▶ _Given task_: Give all the lines below again, exactly, with no pictures.

▶ _Recorded data_:

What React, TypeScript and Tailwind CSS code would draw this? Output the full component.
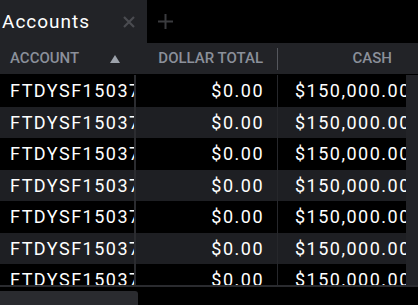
import React from "react";

const rows = Array.from({ length: 7 }, () => ({
  account: "FTDYSF150371",
  total: "$0.00",
  cash: "$150,000.00",
}));

export default function App() {
  return (
    <div
      className="flex h-[305px] w-[418px] flex-col overflow-hidden bg-black"
      style={{ fontFamily: "Roboto, 'Liberation Sans', sans-serif" }}
    >
      {/* tabs */}
      <div className="flex h-[43px] shrink-0 items-stretch">
        <div className="flex w-[147px] items-center justify-between bg-[#222327] pl-[2px] pr-[12px]">
          <span className="text-[19px] leading-none tracking-[1px] text-white">Accounts</span>
          <svg width="12" height="12" viewBox="0 0 12 12">
            <path d="M1 1L11 11M11 1L1 11" stroke="#4a4b50" strokeWidth="2.2" />
          </svg>
        </div>
        <div className="flex w-[36px] items-center justify-center">
          <svg width="15" height="15" viewBox="0 0 15 15">
            <path d="M7.5 0V15M0 7.5H15" stroke="#3a3b3e" strokeWidth="2" />
          </svg>
        </div>
      </div>

      {/* header */}
      <div className="flex h-[31px] shrink-0 items-center bg-[#222327] text-[15px] font-medium uppercase text-[#8b909a]">
        <div className="flex w-[136px] items-center pl-[10px]">
          <span>Account</span>
          <svg width="10" height="8" viewBox="0 0 10 8" className="ml-[31px]">
            <path d="M5 0L10 8H0Z" fill="#9da2ab" />
          </svg>
        </div>
        <div className="w-[141px] pr-[14px] text-right">Dollar Total</div>
        <div className="h-[22px] w-px bg-[#55575d]" />
        <div className="w-[128px] pr-[14px] text-right">Cash</div>
      </div>

      {/* body */}
      <div className="mt-px flex h-[210px] shrink-0">
        <div className="w-[406px] overflow-hidden">
          {rows.map((r, i) => (
            <div
              key={i}
              className={`flex h-[31.5px] items-center text-[18px] tracking-[1.5px] text-white ${
                i % 2 === 1 ? "bg-[#1e1f23]" : "bg-black"
              }`}
            >
              <div className="flex h-full w-[134px] items-center overflow-hidden whitespace-nowrap pl-[10px]">
                {r.account}
              </div>
              <div className="h-full w-[2px] bg-[#2b2c30]" />
              <div className="w-[141px] pr-[13px] text-right">{r.total}</div>
              <div className="h-full w-px bg-[#26272b]" />
              <div className="flex h-full w-[128px] items-center overflow-hidden whitespace-nowrap pl-[17px]">
                {r.cash}
              </div>
            </div>
          ))}
        </div>
        <div className="w-[12px] bg-[#222327]" />
      </div>

      <div className="h-[2px] shrink-0 bg-[#2a2b2f]" />
      <div className="mt-[4px] h-[14px] w-[138px] shrink-0 rounded-tr-[3px] bg-[#2a2b2f]" />
    </div>
  );
}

▶ _Solution below_:
What React, TypeScript and Tailwind CSS code would draw this? Output the full component.
import React from "react";

const rows = Array.from({ length: 7 }, () => ({
  account: "FTDYSF150371",
  total: "$0.00",
  cash: "$150,000.00",
}));

export default function App() {
  return (
    <div
      className="flex h-[305px] w-[418px] flex-col overflow-hidden bg-black"
      style={{ fontFamily: "Roboto, 'Liberation Sans', sans-serif" }}
    >
      {/* tabs */}
      <div className="flex h-[43px] shrink-0 items-stretch">
        <div className="flex w-[147px] items-center justify-between bg-[#222327] pl-[2px] pr-[12px]">
          <span className="text-[19px] leading-none tracking-[1px] text-white">Accounts</span>
          <svg width="12" height="12" viewBox="0 0 12 12">
            <path d="M1 1L11 11M11 1L1 11" stroke="#4a4b50" strokeWidth="2.2" />
          </svg>
        </div>
        <div className="flex w-[36px] items-center justify-center">
          <svg width="15" height="15" viewBox="0 0 15 15">
            <path d="M7.5 0V15M0 7.5H15" stroke="#3a3b3e" strokeWidth="2" />
          </svg>
        </div>
      </div>

      {/* header */}
      <div className="flex h-[31px] shrink-0 items-center bg-[#222327] text-[15px] font-medium uppercase text-[#8b909a]">
        <div className="flex w-[136px] items-center pl-[10px]">
          <span>Account</span>
          <svg width="10" height="8" viewBox="0 0 10 8" className="ml-[31px]">
            <path d="M5 0L10 8H0Z" fill="#9da2ab" />
          </svg>
        </div>
        <div className="w-[141px] pr-[14px] text-right">Dollar Total</div>
        <div className="h-[22px] w-px bg-[#55575d]" />
        <div className="w-[128px] pr-[14px] text-right">Cash</div>
      </div>

      {/* body */}
      <div className="mt-px flex h-[210px] shrink-0">
        <div className="w-[406px] overflow-hidden">
          {rows.map((r, i) => (
            <div
              key={i}
              className={`flex h-[31.5px] items-center text-[18px] tracking-[1.5px] text-white ${
                i % 2 === 1 ? "bg-[#1e1f23]" : "bg-black"
              }`}
            >
              <div className="flex h-full w-[134px] items-center overflow-hidden whitespace-nowrap pl-[10px]">
                {r.account}
              </div>
              <div className="h-full w-[2px] bg-[#2b2c30]" />
              <div className="w-[141px] pr-[13px] text-right">{r.total}</div>
              <div className="h-full w-px bg-[#26272b]" />
              <div className="flex h-full w-[128px] items-center overflow-hidden whitespace-nowrap pl-[17px]">
                {r.cash}
              </div>
            </div>
          ))}
        </div>
        <div className="w-[12px] bg-[#222327]" />
      </div>

      <div className="h-[2px] shrink-0 bg-[#2a2b2f]" />
      <div className="mt-[4px] h-[14px] w-[138px] shrink-0 rounded-tr-[3px] bg-[#2a2b2f]" />
    </div>
  );
}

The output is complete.